> _EXERCISE BRIEF_:
Look through the material below. Copy every line with the string "React" in it.

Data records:
■ ■ ■ ■ ■ ■ ■
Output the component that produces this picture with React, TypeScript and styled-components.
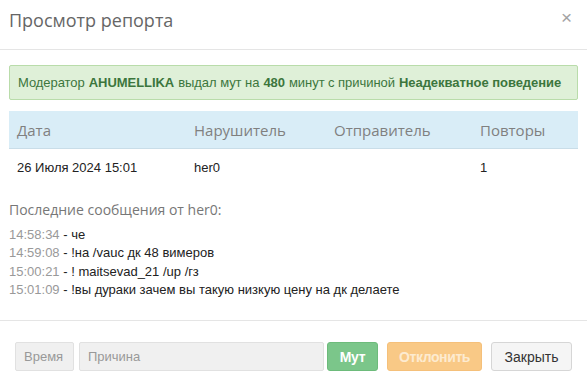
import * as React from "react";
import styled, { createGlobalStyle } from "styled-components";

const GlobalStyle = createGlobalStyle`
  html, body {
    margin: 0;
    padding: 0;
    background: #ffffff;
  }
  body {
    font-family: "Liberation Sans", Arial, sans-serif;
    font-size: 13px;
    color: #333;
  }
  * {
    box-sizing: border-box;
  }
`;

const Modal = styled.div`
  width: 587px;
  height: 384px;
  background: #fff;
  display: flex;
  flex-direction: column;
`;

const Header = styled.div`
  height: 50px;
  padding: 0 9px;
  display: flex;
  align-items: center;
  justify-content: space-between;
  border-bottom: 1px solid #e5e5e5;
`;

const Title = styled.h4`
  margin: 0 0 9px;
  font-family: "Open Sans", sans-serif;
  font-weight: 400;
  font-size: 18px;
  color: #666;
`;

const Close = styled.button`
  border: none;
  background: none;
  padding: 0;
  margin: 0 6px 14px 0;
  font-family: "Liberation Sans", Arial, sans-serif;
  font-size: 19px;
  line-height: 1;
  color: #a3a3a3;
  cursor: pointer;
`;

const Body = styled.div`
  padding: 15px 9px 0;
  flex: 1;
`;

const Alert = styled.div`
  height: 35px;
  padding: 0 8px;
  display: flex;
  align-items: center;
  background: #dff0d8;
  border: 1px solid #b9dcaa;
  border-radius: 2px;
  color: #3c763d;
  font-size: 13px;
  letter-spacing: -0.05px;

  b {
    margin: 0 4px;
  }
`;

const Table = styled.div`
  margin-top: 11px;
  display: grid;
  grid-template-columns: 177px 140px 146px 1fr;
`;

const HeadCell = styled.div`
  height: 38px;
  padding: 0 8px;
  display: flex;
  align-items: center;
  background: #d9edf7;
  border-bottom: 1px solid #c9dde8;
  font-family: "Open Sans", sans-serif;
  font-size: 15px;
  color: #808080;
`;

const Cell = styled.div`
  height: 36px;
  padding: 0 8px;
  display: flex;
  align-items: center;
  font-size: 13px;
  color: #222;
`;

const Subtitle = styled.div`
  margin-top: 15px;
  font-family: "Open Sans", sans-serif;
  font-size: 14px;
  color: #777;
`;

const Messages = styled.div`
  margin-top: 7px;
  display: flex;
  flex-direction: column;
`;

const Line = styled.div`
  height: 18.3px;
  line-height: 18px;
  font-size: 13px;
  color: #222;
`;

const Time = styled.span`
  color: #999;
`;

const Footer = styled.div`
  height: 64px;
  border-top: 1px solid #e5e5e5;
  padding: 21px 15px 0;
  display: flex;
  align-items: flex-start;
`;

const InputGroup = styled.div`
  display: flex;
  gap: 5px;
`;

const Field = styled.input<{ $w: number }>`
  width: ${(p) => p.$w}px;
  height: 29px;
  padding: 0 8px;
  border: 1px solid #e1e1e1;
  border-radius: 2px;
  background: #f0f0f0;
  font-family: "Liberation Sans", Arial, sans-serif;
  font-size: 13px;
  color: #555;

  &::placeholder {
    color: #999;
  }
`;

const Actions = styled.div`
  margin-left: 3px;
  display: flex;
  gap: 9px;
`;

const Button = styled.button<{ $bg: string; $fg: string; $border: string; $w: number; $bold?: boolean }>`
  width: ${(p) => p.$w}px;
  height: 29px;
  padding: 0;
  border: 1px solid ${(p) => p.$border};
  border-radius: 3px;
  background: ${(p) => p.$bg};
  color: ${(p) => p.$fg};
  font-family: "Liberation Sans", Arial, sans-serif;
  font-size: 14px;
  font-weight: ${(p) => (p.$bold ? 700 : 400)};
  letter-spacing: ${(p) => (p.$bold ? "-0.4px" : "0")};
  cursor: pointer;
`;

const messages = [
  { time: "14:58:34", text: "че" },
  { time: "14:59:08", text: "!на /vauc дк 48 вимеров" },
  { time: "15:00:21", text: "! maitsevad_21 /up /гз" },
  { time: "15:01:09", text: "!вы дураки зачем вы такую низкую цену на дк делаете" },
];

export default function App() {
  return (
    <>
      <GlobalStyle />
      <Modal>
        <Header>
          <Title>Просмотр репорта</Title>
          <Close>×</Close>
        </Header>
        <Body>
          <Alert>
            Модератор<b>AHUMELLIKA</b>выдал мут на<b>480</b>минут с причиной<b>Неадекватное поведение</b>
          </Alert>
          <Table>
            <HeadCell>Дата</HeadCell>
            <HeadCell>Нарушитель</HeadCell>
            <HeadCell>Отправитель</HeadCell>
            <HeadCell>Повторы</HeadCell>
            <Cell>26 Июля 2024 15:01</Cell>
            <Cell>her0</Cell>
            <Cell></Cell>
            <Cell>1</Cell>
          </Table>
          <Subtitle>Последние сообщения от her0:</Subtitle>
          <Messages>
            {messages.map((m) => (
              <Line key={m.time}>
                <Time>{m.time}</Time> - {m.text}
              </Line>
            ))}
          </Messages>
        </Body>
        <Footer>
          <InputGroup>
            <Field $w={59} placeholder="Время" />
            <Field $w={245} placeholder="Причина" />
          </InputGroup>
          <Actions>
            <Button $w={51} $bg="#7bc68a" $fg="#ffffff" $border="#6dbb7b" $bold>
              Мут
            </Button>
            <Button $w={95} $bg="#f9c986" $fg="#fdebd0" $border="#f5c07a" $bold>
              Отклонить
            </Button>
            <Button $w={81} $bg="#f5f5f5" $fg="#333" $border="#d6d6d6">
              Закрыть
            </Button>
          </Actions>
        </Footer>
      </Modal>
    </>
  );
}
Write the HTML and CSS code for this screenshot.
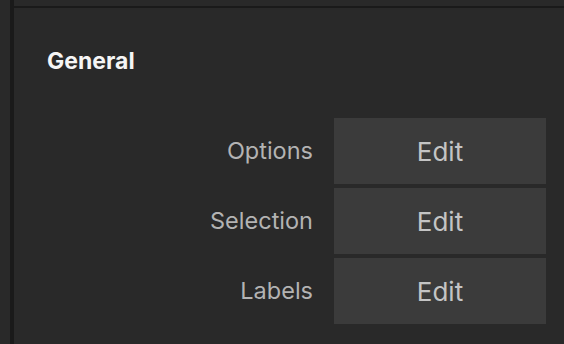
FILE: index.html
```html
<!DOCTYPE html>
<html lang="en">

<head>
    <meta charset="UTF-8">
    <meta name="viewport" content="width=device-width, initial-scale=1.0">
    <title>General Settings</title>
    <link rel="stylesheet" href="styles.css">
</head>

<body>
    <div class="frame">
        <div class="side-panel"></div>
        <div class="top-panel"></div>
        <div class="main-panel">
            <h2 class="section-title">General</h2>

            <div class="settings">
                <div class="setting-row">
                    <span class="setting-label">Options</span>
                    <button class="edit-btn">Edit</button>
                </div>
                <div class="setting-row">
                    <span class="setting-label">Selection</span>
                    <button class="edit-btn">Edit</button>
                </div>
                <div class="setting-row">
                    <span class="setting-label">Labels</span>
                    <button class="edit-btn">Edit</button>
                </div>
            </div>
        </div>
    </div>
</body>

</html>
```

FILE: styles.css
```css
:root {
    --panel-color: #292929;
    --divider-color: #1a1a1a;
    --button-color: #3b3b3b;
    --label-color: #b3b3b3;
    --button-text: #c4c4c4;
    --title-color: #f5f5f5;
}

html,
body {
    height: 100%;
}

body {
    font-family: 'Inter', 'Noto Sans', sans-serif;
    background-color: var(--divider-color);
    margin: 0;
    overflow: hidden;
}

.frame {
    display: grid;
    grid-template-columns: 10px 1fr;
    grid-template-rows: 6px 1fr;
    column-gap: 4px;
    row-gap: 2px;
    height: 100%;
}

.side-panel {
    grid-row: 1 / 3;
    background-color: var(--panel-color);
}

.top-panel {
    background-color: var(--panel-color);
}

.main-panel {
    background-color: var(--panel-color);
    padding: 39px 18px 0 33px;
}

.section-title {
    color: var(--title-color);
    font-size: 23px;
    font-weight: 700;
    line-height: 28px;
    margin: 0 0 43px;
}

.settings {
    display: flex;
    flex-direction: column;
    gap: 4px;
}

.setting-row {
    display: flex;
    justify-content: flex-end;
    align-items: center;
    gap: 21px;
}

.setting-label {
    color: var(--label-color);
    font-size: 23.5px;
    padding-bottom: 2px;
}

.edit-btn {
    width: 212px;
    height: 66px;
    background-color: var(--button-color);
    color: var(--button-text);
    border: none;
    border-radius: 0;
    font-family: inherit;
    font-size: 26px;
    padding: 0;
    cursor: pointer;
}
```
■ ■ ■ ■ ■ ■ ■
> _TASK SOLUTION_:
Output the component that produces this picture with React, TypeScript and styled-components.
import * as React from "react";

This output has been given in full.